When it comes to marijuana, for example, even though the DEA isn’t kicking in doors of people smoking a joint on occasion in their private homes, the drug remains an illegal controlled substance under federal law and thus involvement with it a hindrance to obtaining or retaining a security clearance.

Similarly, the federal government’s policy prohibiting its employees and contractors from patronizing prostitutes – even where prostitution is legal under state, local or foreign law – is based on the same principles of preemption, despite the fact that it doesn’t carry the force of law. Since a security clearance is a privilege, not a right, the government can condition it on almost any requirements it wants, except (perhaps) those which are themselves unconstitutional (an interesting and not fully settled area of law).

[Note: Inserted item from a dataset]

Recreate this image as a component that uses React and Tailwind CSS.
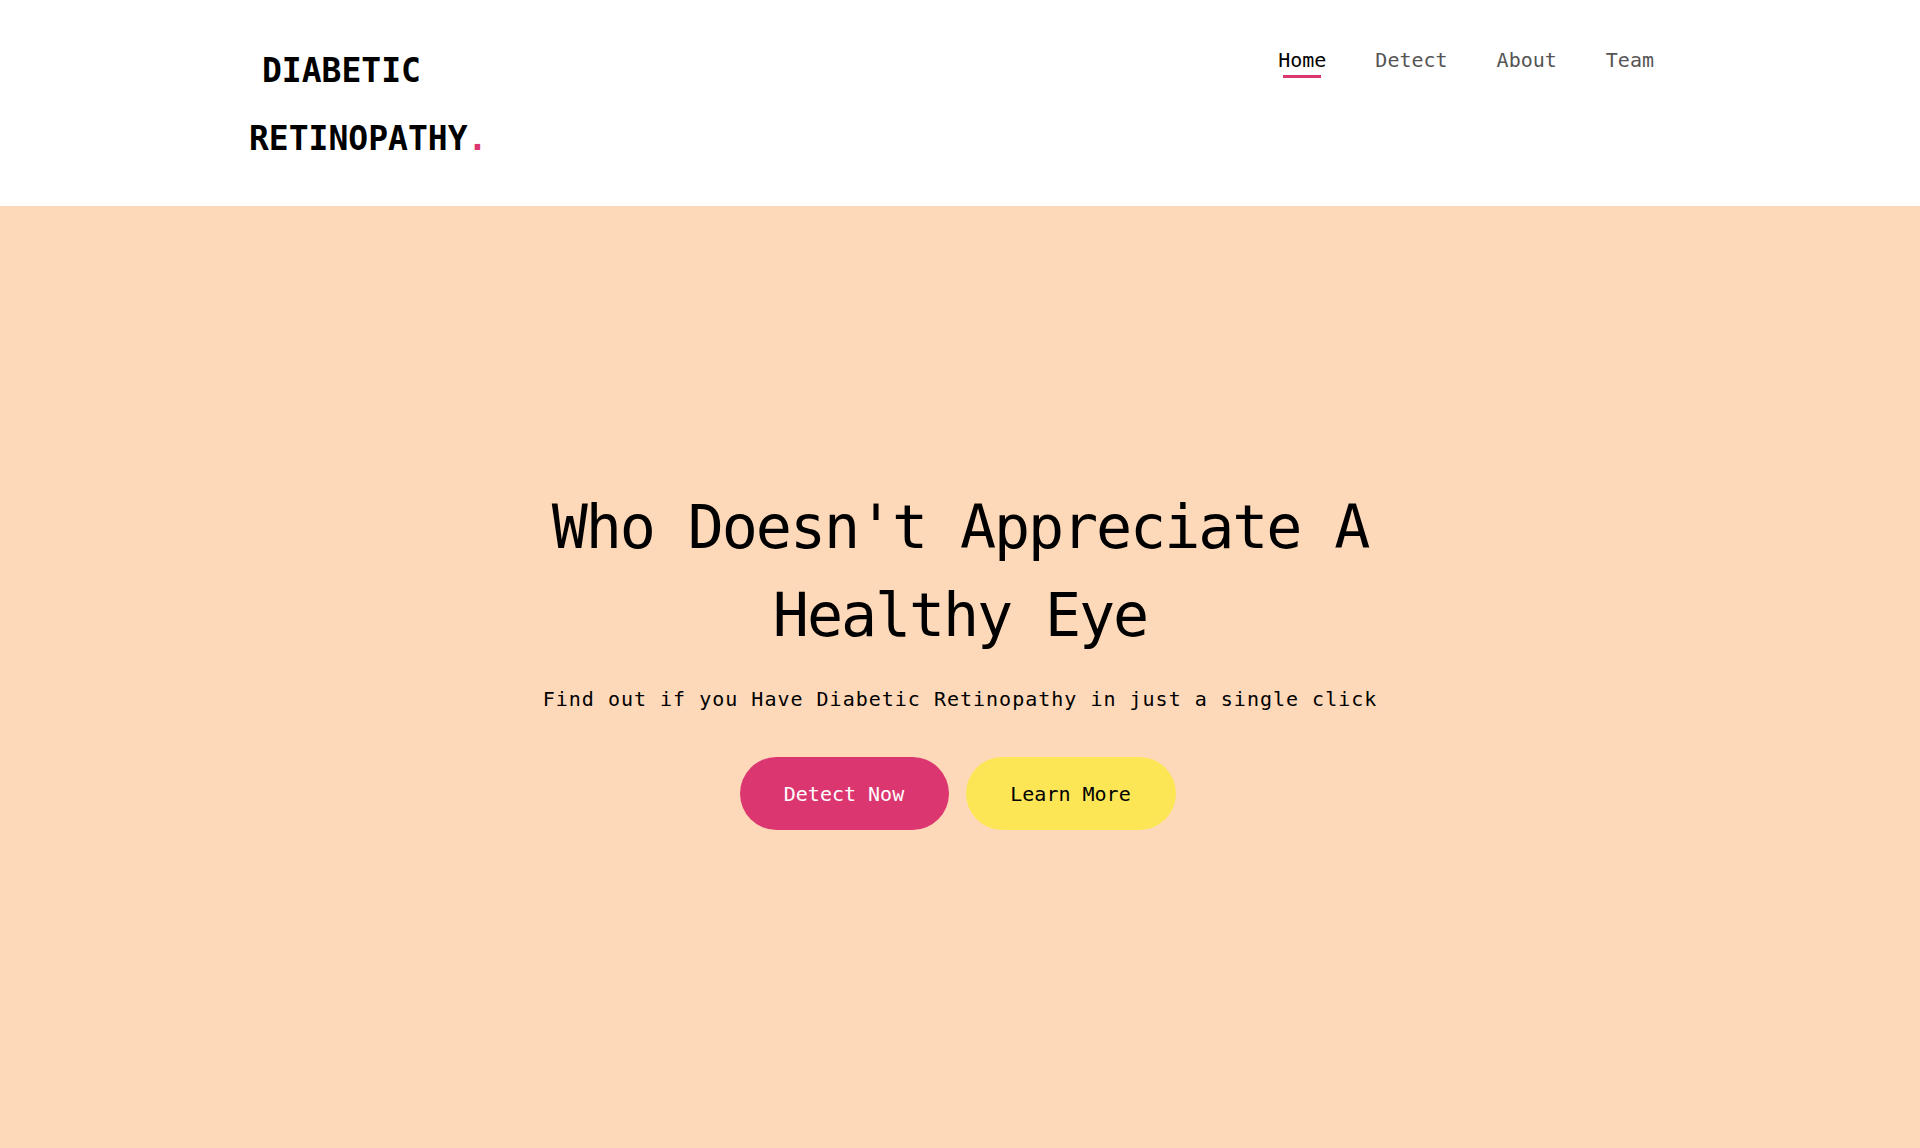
import React from "react";

const navLinks = ["Home", "Detect", "About", "Team"];

const Header = () => {
  return (
    <header className="bg-white h-[206px] flex justify-between items-start pl-[249px] pr-[266px]">
      <div className="pt-[37px] font-bold text-[33px] leading-[68px] text-black">
        <div className="pl-[13px]">DIABETIC</div>
        <div>
          RETINOPATHY<span className="text-[#dc3670]">.</span>
        </div>
      </div>

      <nav className="flex gap-[49px] pt-[49px]">
        {navLinks.map((link, i) => (
          <a key={link} href="#" className="flex flex-col items-center">
            <span
              className={
                i === 0
                  ? "text-[20px] leading-[23px] text-black"
                  : "text-[20px] leading-[23px] text-[#555555]"
              }
            >
              {link}
            </span>
            {i === 0 && <span className="mt-[3px] h-[3px] w-[38px] bg-[#dc3670]" />}
          </a>
        ))}
      </nav>
    </header>
  );
};

const Hero = () => {
  return (
    <section className="bg-[#fdd9b9] h-[942px] pt-[277px] flex flex-col items-center">
      <h1 className="text-[60px] leading-[88px] tracking-[-2.1px] text-black text-center font-normal">
        Who Doesn't Appreciate A
        <br />
        Healthy Eye
      </h1>
      <p className="mt-[26px] text-[20px] leading-[28px] tracking-[1px] text-black">
        Find out if you Have Diabetic Retinopathy in just a single click
      </p>
      <div className="mt-[44px] pr-[5px] flex gap-[17px]">
        <button className="h-[73px] w-[209px] rounded-full bg-[#dc3670] text-white text-[20px]">
          Detect Now
        </button>
        <button className="h-[73px] w-[210px] rounded-full bg-[#fce656] text-black text-[20px]">
          Learn More
        </button>
      </div>
    </section>
  );
};

const App = () => {
  return (
    <div className="min-h-screen font-['DejaVu_Sans_Mono',monospace]">
      <Header />
      <Hero />
    </div>
  );
};

export default App;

The exact outlines of the preemption doctrine are complicated and beyond the scope of what most people would reasonably care to know.  But as far as security officials are concerned, marijuana involvement or solicitation of prostitution is no less of a security issue if the activity took place in a jurisdiction where the activity has been legalized on a state or local level.  The only relevancy that state legalization of marijuana involvement or solicitation of prostitution might have in a security clearance denial / revocation case is in mitigating the clearance holder’s intent to violate the law.  But even that defense is becoming more questionable, as general public awareness of the state-federal marijuana dichotomy, for example, overtakes blissful ignorance.

 

This article is intended as general information only and should not be construed as legal advice. Consult an attorney regarding your specific situation.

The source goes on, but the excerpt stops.